En août 1969, la famille Massacrier passe ses vacances d’été à Ibiza et se dit – à moitié en riant – que l’endroit est tellement chouette et sauvage qu’ils devraient tous s’y installer. À l’époque, Ibiza c’était plus ambiance chèvres et paysages sauvages que David Guetta et grosses teufs. De retour à Paris, pourtant, Jacques renoue avec son rythme trépidant, travaillant plus de dix-huit heures par jour. Il va dans le mur et il le sait. Alors il repense à Ibiza et l’évidence leur saute aux yeux, à Greta et à lui : ils vont partir. Il met en vente son duplex, cède ses parts dans son agence de pub et se débarrasse de sa voiture. « L’ensemble de l’argent a été placé sur un compte », raconte Julien Tournier, fils d’un ami de Jacques Massacrier et fondateur des éditions du Devin, qui a réimprimé l’ouvrage en 2013. « La mère de Jacques était chargée de leur envoyer 300 francs par mois [environ 350 euros actuels, ndlr], pas plus. Son projet c’était de vivre dans le dénuement, de revenir à l’essentiel. »
Une vie élémentaire
La famille s’envole donc pour Ibiza en avril 1970 avec une seule valise par personne. « Content de peu n’a rien à craindre », disait Lao Tseu. Une phrase que Jacques Massacrier a gardée en tête tout au long de sa nouvelle vie. Les Massacrier s’installent dans une ferme retirée à plus de cinq kilomètres du premier village. Il n’y a pas d’eau, pas d’électricité et le jardin disparaît sous les mauvaises herbes. Pour se donner les moyens de l’autonomie tant désirée, il va falloir se mettre au boulot ! Le père de famille se lance dans le défrichage et la création d’un potager. Une dizaine de poules et deux chèvres, pour les œufs et le lait, viendront vite compléter la donne. Le carnet de bord de ces journées passées au plus près de la nature et au plus loin de la société de consommation s’appelle Savoir revivre.

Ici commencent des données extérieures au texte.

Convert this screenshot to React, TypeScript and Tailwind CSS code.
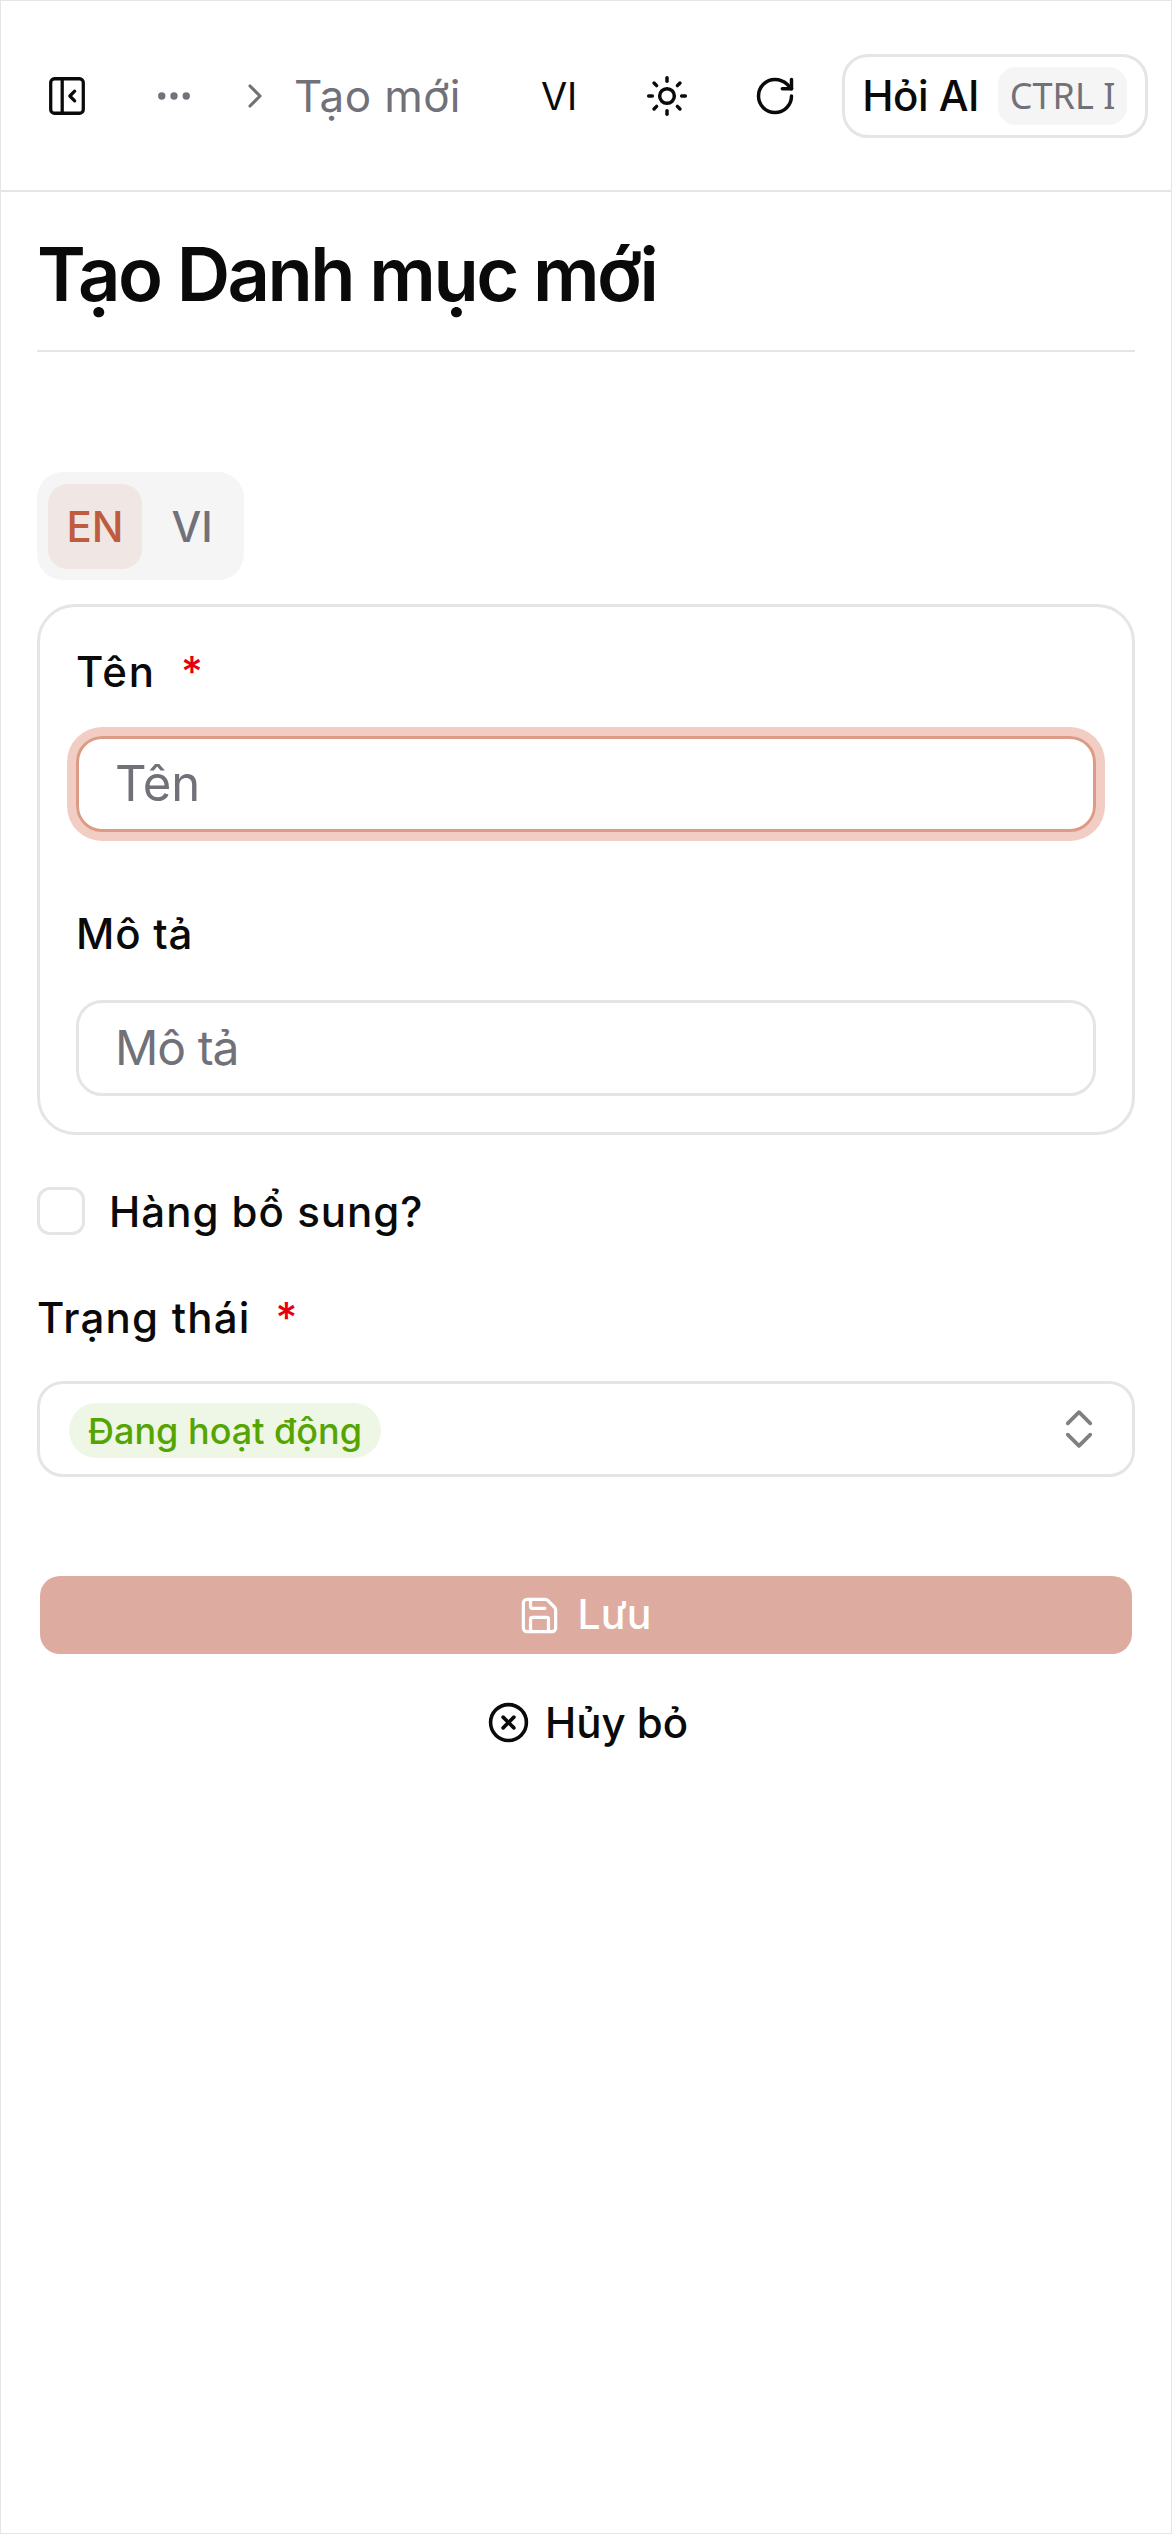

Publié en 1973, il sera un véritable succès d’édition – un demi-million d’exemplaires et plusieurs traductions – avant de tomber dans l’oubli. Au fil des deux cents pages de cette encyclopédie pratique de la vie élémentaire, entièrement rédigées à la main et illustrées par l’auteur lui-même – Jacques avait fait des études d’arts graphiques –, on apprend à faire du mortier, des semis, ou à se coudre une chemise indienne. La recette des inhalations de vinaigre de cidre pour calmer les migraines ou la technique du nœud plat figurent aussi dans ce guide atypique.
Manifeste écolo
Plusieurs pages sont consacrées à l’astrologie, au yoga – pratiqué nu à en croire les dessins –, à l’observation des nuages ou à la contraception. Mention spéciale aux lignes dédiées à l’accouchement à domicile. Pour les plus motivé·es, il y a même un schéma explicatif pour apprendre à bien couper le cordon ombilical. « À l’heure des tutos sur Internet, ce livre peut sembler un peu étrange et il ne faut évidemment pas tout suivre à la lettre, prévient Julien Tournier. Mais il témoigne de son époque avec une approche très concrète et très holistique qui a séduit. Lors de sa sortie, c’était le parfait vade-mecum de la vie autarcique. » Au-delà de son côté manuel de la vie sauvage, Savoir revivre est aussi un manifeste écolo qui débute comme ceci : « À quoi bon lancer des cris d’alarme contre la société de consommation et d’industrialisation, contre la pollution qui en résulte, si nous continuons à faire vivre les industries qui nous empoisonnent et épuisent les ressources naturelles de notre planète ! » Le constat n’a, hélas, pas pris une ride. « Jacques était un précurseur à bien des égards. Il avait compris assez tôt que la croissance infinie dans un monde aux ressources finies, ça ne pouvait pas coller », souligne Julien Tournier.
Quarante ans après la publication de l’ouvrage, en 2013, le jeune éditeur des éditions du Devin, minuscule structure installée dans le Var, s’est dit que l’acuité du propos de Savoir revivre méritait qu’on lui donne une nouvelle exposition. Après plusieurs mois de travail pour obtenir un résultat conforme à la version originale, il a donc édité 1 500 nouveaux exemplaires, tous écoulés depuis. « Nous avons récemment lancé une campagne de financement participatif pour réimprimer fin 2020 », précise le jeune homme, également chargé de la page Facebook du livre. Une campagne financée à 150 %. De fait, Julien Tournier a noté un gros regain d’intérêt autour de l’ouvrage pendant le confinement. La pandémie, on le sait, a ravivé chez certain·es le fantasme du retour à la nature et à l’autarcie. Devant le succès de la campagne, le livre devrait également sortir en format poche au printemps. Un format plus pratique à emporter quand on met les voiles.